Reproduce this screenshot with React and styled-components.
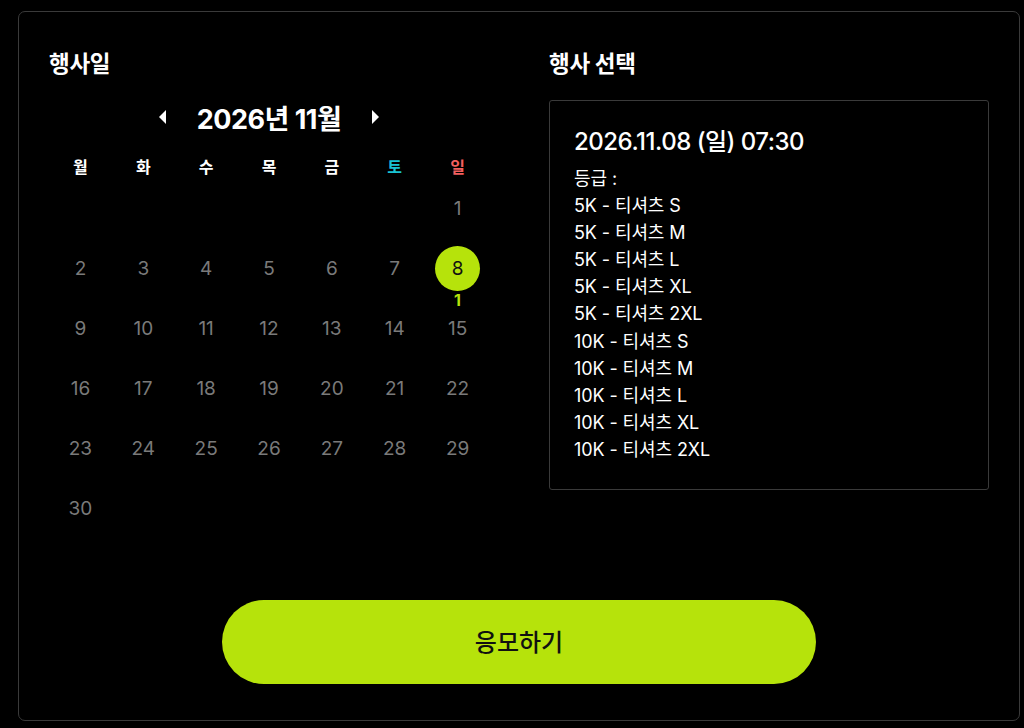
import React from "react";
import styled, { createGlobalStyle } from "styled-components";

const GlobalStyle = createGlobalStyle`
  * { box-sizing: border-box; }
  body {
    margin: 0;
    background: #000;
    font-family: Inter, "Noto Sans CJK KR", sans-serif;
    color: #fff;
  }
`;

const WEEKDAYS = [
  { label: "월" },
  { label: "화" },
  { label: "수" },
  { label: "목" },
  { label: "금" },
  { label: "토", tone: "sat" },
  { label: "일", tone: "sun" },
];

const GRADES = [
  "5K - 티셔츠 S",
  "5K - 티셔츠 M",
  "5K - 티셔츠 L",
  "5K - 티셔츠 XL",
  "5K - 티셔츠 2XL",
  "10K - 티셔츠 S",
  "10K - 티셔츠 M",
  "10K - 티셔츠 L",
  "10K - 티셔츠 XL",
  "10K - 티셔츠 2XL",
];

// Nov 2026 starts on Sunday -> 6 blanks in a Mon-first grid
const cells = [...Array(6).fill(null), ...Array.from({ length: 30 }, (_, i) => i + 1)];

function Arrow({ dir }) {
  return (
    <svg width="8" height="14" viewBox="0 0 8 14">
      {dir === "left" ? <path d="M7 0 L0 7 L7 14 Z" fill="#fff" /> : <path d="M1 0 L8 7 L1 14 Z" fill="#fff" />}
    </svg>
  );
}

function App() {
  return (
    <>
      <GlobalStyle />
      <Panel>
        <Columns>
          <Column>
            <Title>행사일</Title>
            <MonthBar>
              <ArrowButton>
                <Arrow dir="left" />
              </ArrowButton>
              <MonthLabel>2026년 11월</MonthLabel>
              <ArrowButton>
                <Arrow dir="right" />
              </ArrowButton>
            </MonthBar>
            <WeekRow>
              {WEEKDAYS.map((d) => (
                <WeekDay key={d.label} $tone={d.tone}>
                  {d.label}
                </WeekDay>
              ))}
            </WeekRow>
            <DayGrid>
              {cells.map((day, i) => (
                <DayCell key={i}>
                  {day && (
                    <>
                      <DayNumber $selected={day === 8}>{day}</DayNumber>
                      {day === 8 && <Count>1</Count>}
                    </>
                  )}
                </DayCell>
              ))}
            </DayGrid>
          </Column>
          <Column>
            <Title>행사 선택</Title>
            <EventBox>
              <EventDate>2026.11.08 (일) 07:30</EventDate>
              <GradeList>
                <li>등급 :</li>
                {GRADES.map((g) => (
                  <li key={g}>{g}</li>
                ))}
              </GradeList>
            </EventBox>
          </Column>
        </Columns>
        <Footer>
          <ApplyButton>응모하기</ApplyButton>
        </Footer>
      </Panel>
    </>
  );
}

export default App;

const Panel = styled.div`
  margin: 11px 0 0 18px;
  width: 1002px;
  height: 710px;
  border: 1px solid #3a3a3a;
  border-radius: 7px;
  padding: 37px 30px 36px 30px;
  display: flex;
  flex-direction: column;
`;

const Columns = styled.div`
  display: grid;
  grid-template-columns: 440px 440px;
  column-gap: 60px;
`;

const Column = styled.div`
  display: flex;
  flex-direction: column;
`;

const Title = styled.h2`
  margin: 0;
  font-size: 22.5px;
  line-height: 30px;
  font-weight: 700;
  letter-spacing: -0.3px;
`;

const MonthBar = styled.div`
  margin-top: 20px;
  height: 36px;
  display: flex;
  align-items: center;
  justify-content: center;
  column-gap: 26px;
`;

const ArrowButton = styled.button`
  background: none;
  border: none;
  padding: 4px;
  display: flex;
  align-items: center;
  cursor: pointer;
`;

const MonthLabel = styled.div`
  font-size: 27px;
  font-weight: 700;
  letter-spacing: -0.5px;
`;

const WeekRow = styled.div`
  margin-top: 22px;
  display: grid;
  grid-template-columns: repeat(7, 1fr);
`;

const WeekDay = styled.div`
  text-align: center;
  font-size: 16px;
  line-height: 20px;
  font-weight: 700;
  color: ${({ $tone }) => ($tone === "sat" ? "#19c3d3" : $tone === "sun" ? "#f25f5f" : "#fff")};
`;

const DayGrid = styled.div`
  margin-top: 1px;
  display: grid;
  grid-template-columns: repeat(7, 1fr);
  grid-auto-rows: 60px;
`;

const DayCell = styled.div`
  position: relative;
  display: flex;
  justify-content: center;
  align-items: center;
`;

const DayNumber = styled.div`
  width: 45px;
  height: 45px;
  border-radius: 50%;
  display: flex;
  align-items: center;
  justify-content: center;
  font-size: 19px;
  color: ${({ $selected }) => ($selected ? "#111" : "#7a7a7a")};
  background: ${({ $selected }) => ($selected ? "#b6e30b" : "transparent")};
`;

const Count = styled.span`
  position: absolute;
  left: 0;
  right: 0;
  top: calc(50% + 24px);
  line-height: 16px;
  text-align: center;
  font-size: 16px;
  font-weight: 700;
  color: #b6e30b;
`;

const EventBox = styled.div`
  margin-top: 21px;
  height: 390px;
  border: 1px solid #3a3a3a;
  border-radius: 3px;
  padding: 25px 24px;
`;

const EventDate = styled.div`
  font-size: 24px;
  line-height: 32px;
  font-weight: 500;
  letter-spacing: -0.5px;
`;

const GradeList = styled.ul`
  margin: 7px 0 0;
  padding: 0;
  list-style: none;

  li {
    font-size: 18px;
    line-height: 27.1px;
    letter-spacing: -0.1px;
  }
`;

const Footer = styled.div`
  margin-top: auto;
  display: flex;
  justify-content: center;
`;

const ApplyButton = styled.button`
  width: 594px;
  height: 84px;
  padding: 0 0 4px;
  border: none;
  border-radius: 42px;
  background: #b6e30b;
  color: #111;
  font-family: Inter, "Noto Sans CJK KR", sans-serif;
  font-size: 24px;
  font-weight: 500;
  cursor: pointer;
`;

WHAT NEEDS TO BE DONE
Return to the listing above and set it down exactly, leaving out its pictures.

OUTPUT BELOW
Reproduce this screenshot with React and styled-components.
import React from "react";
import styled, { createGlobalStyle } from "styled-components";

const GlobalStyle = createGlobalStyle`
  * { box-sizing: border-box; }
  body {
    margin: 0;
    background: #000;
    font-family: Inter, "Noto Sans CJK KR", sans-serif;
    color: #fff;
  }
`;

const WEEKDAYS = [
  { label: "월" },
  { label: "화" },
  { label: "수" },
  { label: "목" },
  { label: "금" },
  { label: "토", tone: "sat" },
  { label: "일", tone: "sun" },
];

const GRADES = [
  "5K - 티셔츠 S",
  "5K - 티셔츠 M",
  "5K - 티셔츠 L",
  "5K - 티셔츠 XL",
  "5K - 티셔츠 2XL",
  "10K - 티셔츠 S",
  "10K - 티셔츠 M",
  "10K - 티셔츠 L",
  "10K - 티셔츠 XL",
  "10K - 티셔츠 2XL",
];

// Nov 2026 starts on Sunday -> 6 blanks in a Mon-first grid
const cells = [...Array(6).fill(null), ...Array.from({ length: 30 }, (_, i) => i + 1)];

function Arrow({ dir }) {
  return (
    <svg width="8" height="14" viewBox="0 0 8 14">
      {dir === "left" ? <path d="M7 0 L0 7 L7 14 Z" fill="#fff" /> : <path d="M1 0 L8 7 L1 14 Z" fill="#fff" />}
    </svg>
  );
}

function App() {
  return (
    <>
      <GlobalStyle />
      <Panel>
        <Columns>
          <Column>
            <Title>행사일</Title>
            <MonthBar>
              <ArrowButton>
                <Arrow dir="left" />
              </ArrowButton>
              <MonthLabel>2026년 11월</MonthLabel>
              <ArrowButton>
                <Arrow dir="right" />
              </ArrowButton>
            </MonthBar>
            <WeekRow>
              {WEEKDAYS.map((d) => (
                <WeekDay key={d.label} $tone={d.tone}>
                  {d.label}
                </WeekDay>
              ))}
            </WeekRow>
            <DayGrid>
              {cells.map((day, i) => (
                <DayCell key={i}>
                  {day && (
                    <>
                      <DayNumber $selected={day === 8}>{day}</DayNumber>
                      {day === 8 && <Count>1</Count>}
                    </>
                  )}
                </DayCell>
              ))}
            </DayGrid>
          </Column>
          <Column>
            <Title>행사 선택</Title>
            <EventBox>
              <EventDate>2026.11.08 (일) 07:30</EventDate>
              <GradeList>
                <li>등급 :</li>
                {GRADES.map((g) => (
                  <li key={g}>{g}</li>
                ))}
              </GradeList>
            </EventBox>
          </Column>
        </Columns>
        <Footer>
          <ApplyButton>응모하기</ApplyButton>
        </Footer>
      </Panel>
    </>
  );
}

export default App;

const Panel = styled.div`
  margin: 11px 0 0 18px;
  width: 1002px;
  height: 710px;
  border: 1px solid #3a3a3a;
  border-radius: 7px;
  padding: 37px 30px 36px 30px;
  display: flex;
  flex-direction: column;
`;

const Columns = styled.div`
  display: grid;
  grid-template-columns: 440px 440px;
  column-gap: 60px;
`;

const Column = styled.div`
  display: flex;
  flex-direction: column;
`;

const Title = styled.h2`
  margin: 0;
  font-size: 22.5px;
  line-height: 30px;
  font-weight: 700;
  letter-spacing: -0.3px;
`;

const MonthBar = styled.div`
  margin-top: 20px;
  height: 36px;
  display: flex;
  align-items: center;
  justify-content: center;
  column-gap: 26px;
`;

const ArrowButton = styled.button`
  background: none;
  border: none;
  padding: 4px;
  display: flex;
  align-items: center;
  cursor: pointer;
`;

const MonthLabel = styled.div`
  font-size: 27px;
  font-weight: 700;
  letter-spacing: -0.5px;
`;

const WeekRow = styled.div`
  margin-top: 22px;
  display: grid;
  grid-template-columns: repeat(7, 1fr);
`;

const WeekDay = styled.div`
  text-align: center;
  font-size: 16px;
  line-height: 20px;
  font-weight: 700;
  color: ${({ $tone }) => ($tone === "sat" ? "#19c3d3" : $tone === "sun" ? "#f25f5f" : "#fff")};
`;

const DayGrid = styled.div`
  margin-top: 1px;
  display: grid;
  grid-template-columns: repeat(7, 1fr);
  grid-auto-rows: 60px;
`;

const DayCell = styled.div`
  position: relative;
  display: flex;
  justify-content: center;
  align-items: center;
`;

const DayNumber = styled.div`
  width: 45px;
  height: 45px;
  border-radius: 50%;
  display: flex;
  align-items: center;
  justify-content: center;
  font-size: 19px;
  color: ${({ $selected }) => ($selected ? "#111" : "#7a7a7a")};
  background: ${({ $selected }) => ($selected ? "#b6e30b" : "transparent")};
`;

const Count = styled.span`
  position: absolute;
  left: 0;
  right: 0;
  top: calc(50% + 24px);
  line-height: 16px;
  text-align: center;
  font-size: 16px;
  font-weight: 700;
  color: #b6e30b;
`;

const EventBox = styled.div`
  margin-top: 21px;
  height: 390px;
  border: 1px solid #3a3a3a;
  border-radius: 3px;
  padding: 25px 24px;
`;

const EventDate = styled.div`
  font-size: 24px;
  line-height: 32px;
  font-weight: 500;
  letter-spacing: -0.5px;
`;

const GradeList = styled.ul`
  margin: 7px 0 0;
  padding: 0;
  list-style: none;

  li {
    font-size: 18px;
    line-height: 27.1px;
    letter-spacing: -0.1px;
  }
`;

const Footer = styled.div`
  margin-top: auto;
  display: flex;
  justify-content: center;
`;

const ApplyButton = styled.button`
  width: 594px;
  height: 84px;
  padding: 0 0 4px;
  border: none;
  border-radius: 42px;
  background: #b6e30b;
  color: #111;
  font-family: Inter, "Noto Sans CJK KR", sans-serif;
  font-size: 24px;
  font-weight: 500;
  cursor: pointer;
`;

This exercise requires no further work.